I won’t list every journey I made by thumb, but the memorable one came in the spring of 1982, when my LRY friend John (whom I met at the aforementioned OPIK ’79) came to visit me in Marietta.  Going to all of Marietta’s points of interest does not take long, even with a trip across the river to the Fenton Art Glass plant in Williamstown.  Bored, John and I were doing the “What do you wanna do?”  “I dunno–what do you wanna do?” thing, when I said, in jest, “Let’s hitch to D.C.”  The next several hours consisted my burning up the phone lines to find friends of friends (multiplied ad infinitum in the D.C. area where we could sleep.  The calls started at the Unitarian Universalist Association’s Washington office, and became quite hydra-headed.)  Both of us owned Paul Dimaggio’s The Hitchhiker’s Field Manual, and we had both read our copies to tatters, since it had become a weird kind of Bible for both of us.  During the journey, whenever we argued over where to stand on the road, Dimaggio’s word was law.

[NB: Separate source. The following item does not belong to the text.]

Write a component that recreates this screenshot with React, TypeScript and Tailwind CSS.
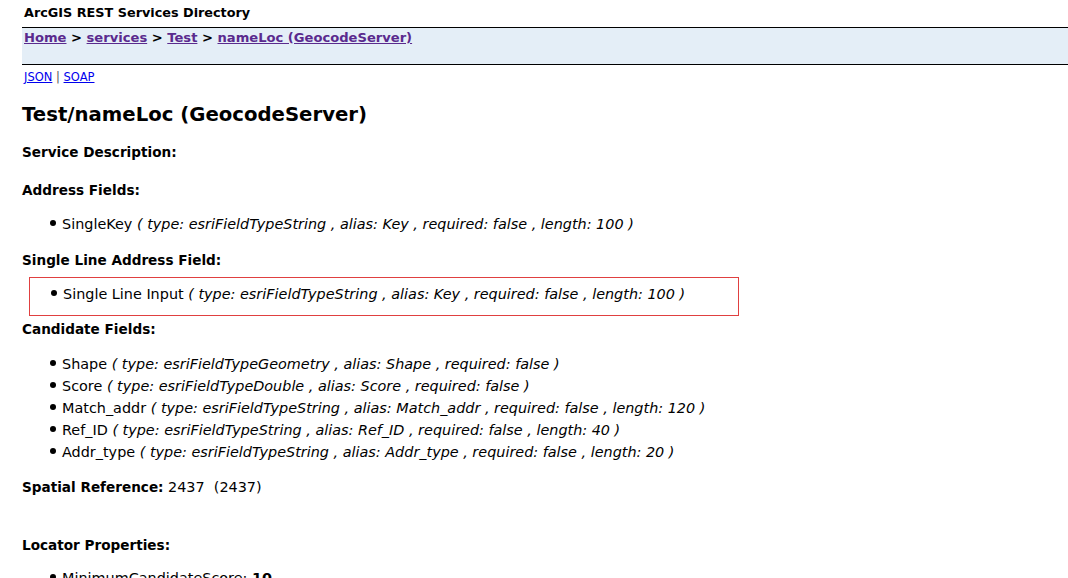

Our name for the trip was the “Nobody Said It Was Easy” tour.  Nobody said hitchhiking was easy, this is true, but the song “Nobody Said It Was Easy (Lookin’ for the Lights)”, by the Louisiana band Le Roux, seemed to be on the radio or tape deck of every car picking us up.  In Bethesda, we hopped a Metro bus that put us in Dupont Circle.  John and I were both tired and cross from the long journey and inadequate nutrition, and John was skeptical of my claims that we had made it.  I was vindicated when the escalator in the Dupont Circle Metro station brought us to street level.  I nudged John.  “What?” he said testily.  Without a word, I pointed at the lighted dome of the Capitol.

My final hitchhike was from Cincinnati to Columbus in 1989, illegally, since I used Interstate 71 the entire way.  Not a memorable trip.  In my journal, I wrote about it in two sentences, and devoted pages more to the subsequent visit with Adam Bradley.